INSTRUCTIONS FOR THE TASK.
Without the pictures, write out all the lines below exactly as they appear.
--- START OF PROVIDED DATA ---
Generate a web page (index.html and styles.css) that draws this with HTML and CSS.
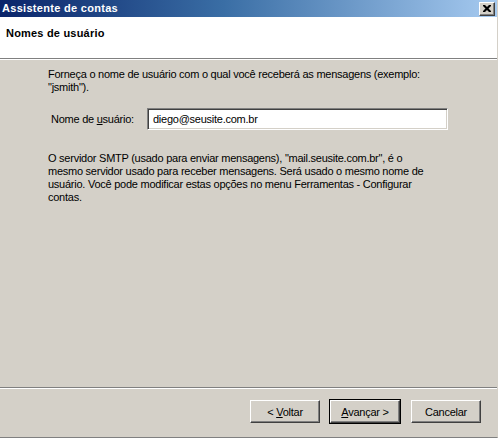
FILE: index.html
```html
<!DOCTYPE html>
<html lang="pt-BR">
<head>
<meta charset="utf-8">
<title>Assistente de contas</title>
<link rel="stylesheet" href="styles.css">
</head>
<body>
<div class="window">
  <div class="titlebar">
    <span class="title">Assistente de contas</span>
    <span class="close-btn">
      <svg width="8" height="7" viewBox="0 0 8 7"><path d="M0 0h2l2 2 2-2h2v1l-2.5 2.5L8 6v1H6L4 5 2 7H0V6l2.5-2.5L0 1z" fill="#000"/></svg>
    </span>
  </div>
  <div class="header">
    <span class="header-title">Nomes de usuário</span>
  </div>
  <div class="content">
    <p class="para">Forneça o nome de usuário com o qual você receberá as mensagens (exemplo:<br>"jsmith").</p>
    <div class="field-row">
      <label class="field-label" for="user">Nome de <u>u</u>suário:</label>
      <input class="field-input" id="user" type="text" value="diego@seusite.com.br">
    </div>
    <p class="para para-info">O servidor SMTP (usado para enviar mensagens), "mail.seusite.com.br", é o<br>mesmo servidor usado para receber mensagens. Será usado o mesmo nome de<br>usuário. Você pode modificar estas opções no menu Ferramentas - Configurar<br>contas.</p>
  </div>
  <div class="footer">
    <div class="buttons">
      <button class="btn">&lt; <u>V</u>oltar</button>
      <button class="btn btn-default"><u>A</u>vançar &gt;</button>
      <button class="btn btn-cancel">Cancelar</button>
    </div>
  </div>
</div>
</body>
</html>
```
FILE: styles.css
```css
html, body {
  margin: 0;
  padding: 0;
}
body {
  width: 498px;
  height: 438px;
  overflow: hidden;
  font-family: "Liberation Sans", Arial, sans-serif;
  font-size: 11px;
  letter-spacing: -0.25px;
  color: #000;
  background: #d4d0c8;
}
.window {
  width: 498px;
  height: 438px;
  display: flex;
  flex-direction: column;
  box-sizing: border-box;
  border-bottom: 1px solid #808080;
  border-right: 1px solid #d4d0c8;
}
.titlebar {
  height: 17px;
  flex: none;
  display: flex;
  align-items: center;
  justify-content: space-between;
  background: linear-gradient(to right, #0a246a 0%, #3a6ea5 45%, #a6caf0 100%);
  padding: 0 2px 0 2px;
}
.title {
  color: #fff;
  font-weight: bold;
  font-size: 11px;
  letter-spacing: 0.3px;
  line-height: 17px;
}
.close-btn {
  width: 16px;
  height: 14px;
  box-sizing: border-box;
  background: #d4d0c8;
  border: 1px solid;
  border-color: #fff #404040 #404040 #fff;
  box-shadow: inset -1px -1px #808080;
  display: flex;
  align-items: center;
  justify-content: center;
  margin-top: 1px;
}
.close-btn svg {
  display: block;
  margin-left: -1px;
  margin-top: -1px;
}
.header {
  height: 42px;
  flex: none;
  background: #fff;
  border-bottom: 1px solid #808080;
  box-shadow: 0 1px 0 #fff;
  box-sizing: border-box;
  padding: 10px 0 0 6px;
}
.header-title {
  font-weight: bold;
  letter-spacing: 0.2px;
  line-height: 13px;
}
.content {
  flex: 1;
  padding: 9px 0 0 48px;
}
.para {
  margin: 0;
  line-height: 13px;
}
.field-row {
  display: flex;
  align-items: center;
  margin-top: 14px;
  height: 22px;
}
.field-label {
  width: 99px;
  padding-left: 3px;
  box-sizing: border-box;
}
.field-input {
  width: 301px;
  height: 22px;
  box-sizing: border-box;
  margin: 0;
  font: inherit;
  letter-spacing: -0.25px;
  padding: 0 0 0 5px;
  background: #fff;
  border: 1px solid;
  border-color: #808080 #fff #fff #808080;
  box-shadow: inset 1px 1px #404040, inset -1px -1px #d4d0c8;
  outline: none;
}
.para-info {
  margin-top: 22px;
}
.footer {
  flex: none;
  border-top: 1px solid #808080;
  box-shadow: inset 0 1px 0 #fff;
  height: 50px;
  box-sizing: border-box;
  padding-top: 12px;
}
.buttons {
  display: flex;
  justify-content: flex-end;
  padding-right: 16px;
}
.btn {
  width: 70px;
  height: 23px;
  box-sizing: border-box;
  margin: 0 0 0 9px;
  padding: 0;
  font: inherit;
  letter-spacing: -0.25px;
  color: #000;
  background: #d4d0c8;
  border: 1px solid;
  border-color: #fff #404040 #404040 #fff;
  box-shadow: inset -1px -1px #808080;
}
.btn-default {
  margin-left: 10px;
  margin-right: 1px;
  box-shadow: 0 0 0 1px #000, inset -1px -1px #808080;
}
.btn-cancel {
  margin-left: 10px;
}
```
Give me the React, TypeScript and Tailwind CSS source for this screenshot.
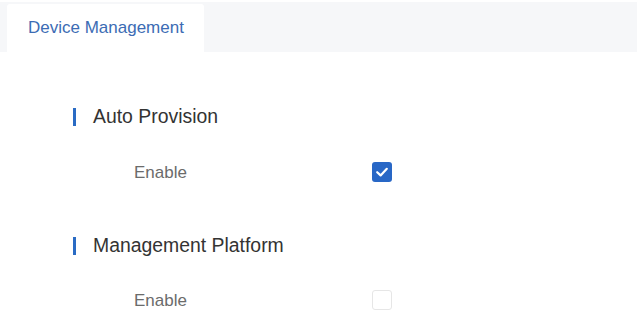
import React from "react";

function Checked() {
  return (
    <div className="w-[20px] h-[20px] rounded-[3px] bg-[#2867c6] flex items-center justify-center">
      <svg width="16" height="16" viewBox="0 0 16 16" fill="none">
        <path d="M3.2 8.2 L6.6 11.4 L12.8 4.8" stroke="white" strokeWidth="2.2" strokeLinecap="round" strokeLinejoin="round" />
      </svg>
    </div>
  );
}

function Unchecked() {
  return <div className="w-[20px] h-[20px] rounded-[3px] border border-[#e6e6e6] bg-white" />;
}

function SectionTitle({ text }: { text: string }) {
  return (
    <div className="flex items-center h-[30px] pl-[73px]">
      <div className="w-[3px] h-[18px] bg-[#2a6bc4]" />
      <span className="ml-[17px] text-[19.4px] text-[#333333] leading-none">{text}</span>
    </div>
  );
}

function Row({ checked }: { checked: boolean }) {
  return (
    <div className="flex items-center h-[30px] pl-[134px]">
      <span className="w-[238px] text-[17px] text-[#6b6b6b] leading-none">Enable</span>
      {checked ? <Checked /> : <Unchecked />}
    </div>
  );
}

export default function App() {
  return (
    <div className="w-[638px] h-[332px] bg-white overflow-hidden" style={{ fontFamily: '"Liberation Sans", Arial, sans-serif' }}>
      <div className="mt-[2px] h-[50px] w-[637px] bg-[#f6f7f9] flex items-end pl-[7px]">
        <div className="h-[48px] w-[197px] bg-white rounded-t-[3px] flex items-center pl-[21px] pb-[1px]">
          <span className="text-[17px] text-[#3c6cb4] leading-none">Device Management</span>
        </div>
      </div>
      <div className="flex flex-col pt-[50px]">
        <SectionTitle text="Auto Provision" />
        <div className="mt-[25px]">
          <Row checked={true} />
        </div>
        <div className="mt-[44px]">
          <SectionTitle text="Management Platform" />
        </div>
        <div className="mt-[24px]">
          <Row checked={false} />
        </div>
      </div>
    </div>
  );
}
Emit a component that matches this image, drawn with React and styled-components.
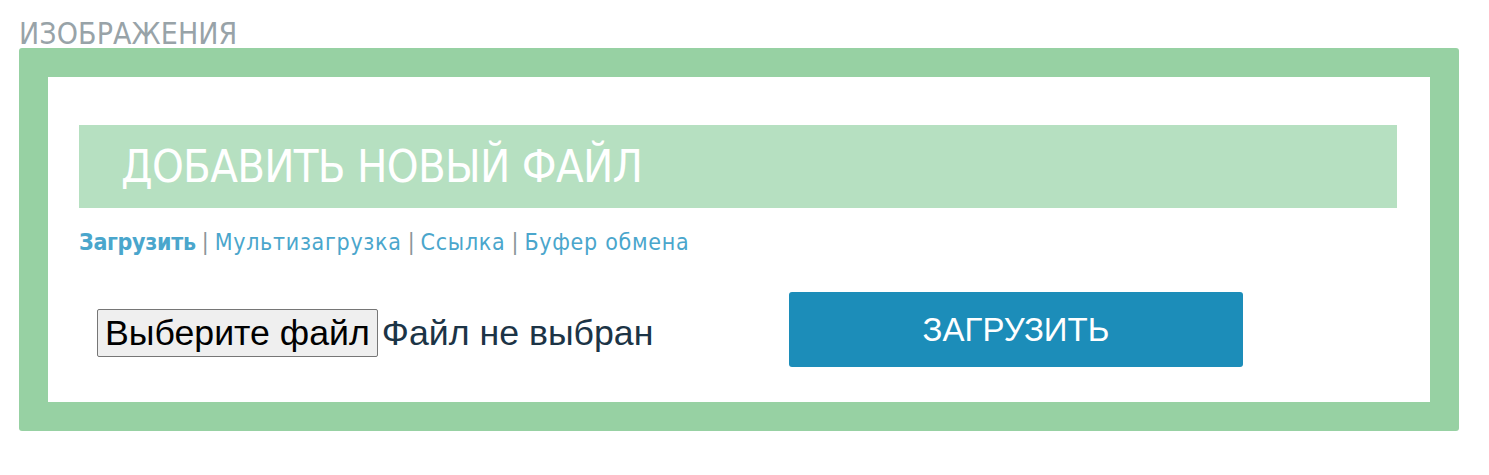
--- END OF PROVIDED DATA ---
THE SOLUTION.
Generate a web page (index.html and styles.css) that draws this with HTML and CSS.
FILE: index.html
```html
<!DOCTYPE html>
<html lang="pt-BR">
<head>
<meta charset="utf-8">
<title>Assistente de contas</title>
<link rel="stylesheet" href="styles.css">
</head>
<body>
<div class="window">
  <div class="titlebar">
    <span class="title">Assistente de contas</span>
    <span class="close-btn">
      <svg width="8" height="7" viewBox="0 0 8 7"><path d="M0 0h2l2 2 2-2h2v1l-2.5 2.5L8 6v1H6L4 5 2 7H0V6l2.5-2.5L0 1z" fill="#000"/></svg>
    </span>
  </div>
  <div class="header">
    <span class="header-title">Nomes de usuário</span>
  </div>
  <div class="content">
    <p class="para">Forneça o nome de usuário com o qual você receberá as mensagens (exemplo:<br>"jsmith").</p>
    <div class="field-row">
      <label class="field-label" for="user">Nome de <u>u</u>suário:</label>
      <input class="field-input" id="user" type="text" value="diego@seusite.com.br">
    </div>
    <p class="para para-info">O servidor SMTP (usado para enviar mensagens), "mail.seusite.com.br", é o<br>mesmo servidor usado para receber mensagens. Será usado o mesmo nome de<br>usuário. Você pode modificar estas opções no menu Ferramentas - Configurar<br>contas.</p>
  </div>
  <div class="footer">
    <div class="buttons">
      <button class="btn">&lt; <u>V</u>oltar</button>
      <button class="btn btn-default"><u>A</u>vançar &gt;</button>
      <button class="btn btn-cancel">Cancelar</button>
    </div>
  </div>
</div>
</body>
</html>
```
FILE: styles.css
```css
html, body {
  margin: 0;
  padding: 0;
}
body {
  width: 498px;
  height: 438px;
  overflow: hidden;
  font-family: "Liberation Sans", Arial, sans-serif;
  font-size: 11px;
  letter-spacing: -0.25px;
  color: #000;
  background: #d4d0c8;
}
.window {
  width: 498px;
  height: 438px;
  display: flex;
  flex-direction: column;
  box-sizing: border-box;
  border-bottom: 1px solid #808080;
  border-right: 1px solid #d4d0c8;
}
.titlebar {
  height: 17px;
  flex: none;
  display: flex;
  align-items: center;
  justify-content: space-between;
  background: linear-gradient(to right, #0a246a 0%, #3a6ea5 45%, #a6caf0 100%);
  padding: 0 2px 0 2px;
}
.title {
  color: #fff;
  font-weight: bold;
  font-size: 11px;
  letter-spacing: 0.3px;
  line-height: 17px;
}
.close-btn {
  width: 16px;
  height: 14px;
  box-sizing: border-box;
  background: #d4d0c8;
  border: 1px solid;
  border-color: #fff #404040 #404040 #fff;
  box-shadow: inset -1px -1px #808080;
  display: flex;
  align-items: center;
  justify-content: center;
  margin-top: 1px;
}
.close-btn svg {
  display: block;
  margin-left: -1px;
  margin-top: -1px;
}
.header {
  height: 42px;
  flex: none;
  background: #fff;
  border-bottom: 1px solid #808080;
  box-shadow: 0 1px 0 #fff;
  box-sizing: border-box;
  padding: 10px 0 0 6px;
}
.header-title {
  font-weight: bold;
  letter-spacing: 0.2px;
  line-height: 13px;
}
.content {
  flex: 1;
  padding: 9px 0 0 48px;
}
.para {
  margin: 0;
  line-height: 13px;
}
.field-row {
  display: flex;
  align-items: center;
  margin-top: 14px;
  height: 22px;
}
.field-label {
  width: 99px;
  padding-left: 3px;
  box-sizing: border-box;
}
.field-input {
  width: 301px;
  height: 22px;
  box-sizing: border-box;
  margin: 0;
  font: inherit;
  letter-spacing: -0.25px;
  padding: 0 0 0 5px;
  background: #fff;
  border: 1px solid;
  border-color: #808080 #fff #fff #808080;
  box-shadow: inset 1px 1px #404040, inset -1px -1px #d4d0c8;
  outline: none;
}
.para-info {
  margin-top: 22px;
}
.footer {
  flex: none;
  border-top: 1px solid #808080;
  box-shadow: inset 0 1px 0 #fff;
  height: 50px;
  box-sizing: border-box;
  padding-top: 12px;
}
.buttons {
  display: flex;
  justify-content: flex-end;
  padding-right: 16px;
}
.btn {
  width: 70px;
  height: 23px;
  box-sizing: border-box;
  margin: 0 0 0 9px;
  padding: 0;
  font: inherit;
  letter-spacing: -0.25px;
  color: #000;
  background: #d4d0c8;
  border: 1px solid;
  border-color: #fff #404040 #404040 #fff;
  box-shadow: inset -1px -1px #808080;
}
.btn-default {
  margin-left: 10px;
  margin-right: 1px;
  box-shadow: 0 0 0 1px #000, inset -1px -1px #808080;
}
.btn-cancel {
  margin-left: 10px;
}
```
Give me the React, TypeScript and Tailwind CSS source for this screenshot.
import React from "react";

function Checked() {
  return (
    <div className="w-[20px] h-[20px] rounded-[3px] bg-[#2867c6] flex items-center justify-center">
      <svg width="16" height="16" viewBox="0 0 16 16" fill="none">
        <path d="M3.2 8.2 L6.6 11.4 L12.8 4.8" stroke="white" strokeWidth="2.2" strokeLinecap="round" strokeLinejoin="round" />
      </svg>
    </div>
  );
}

function Unchecked() {
  return <div className="w-[20px] h-[20px] rounded-[3px] border border-[#e6e6e6] bg-white" />;
}

function SectionTitle({ text }: { text: string }) {
  return (
    <div className="flex items-center h-[30px] pl-[73px]">
      <div className="w-[3px] h-[18px] bg-[#2a6bc4]" />
      <span className="ml-[17px] text-[19.4px] text-[#333333] leading-none">{text}</span>
    </div>
  );
}

function Row({ checked }: { checked: boolean }) {
  return (
    <div className="flex items-center h-[30px] pl-[134px]">
      <span className="w-[238px] text-[17px] text-[#6b6b6b] leading-none">Enable</span>
      {checked ? <Checked /> : <Unchecked />}
    </div>
  );
}

export default function App() {
  return (
    <div className="w-[638px] h-[332px] bg-white overflow-hidden" style={{ fontFamily: '"Liberation Sans", Arial, sans-serif' }}>
      <div className="mt-[2px] h-[50px] w-[637px] bg-[#f6f7f9] flex items-end pl-[7px]">
        <div className="h-[48px] w-[197px] bg-white rounded-t-[3px] flex items-center pl-[21px] pb-[1px]">
          <span className="text-[17px] text-[#3c6cb4] leading-none">Device Management</span>
        </div>
      </div>
      <div className="flex flex-col pt-[50px]">
        <SectionTitle text="Auto Provision" />
        <div className="mt-[25px]">
          <Row checked={true} />
        </div>
        <div className="mt-[44px]">
          <SectionTitle text="Management Platform" />
        </div>
        <div className="mt-[24px]">
          <Row checked={false} />
        </div>
      </div>
    </div>
  );
}
Emit a component that matches this image, drawn with React and styled-components.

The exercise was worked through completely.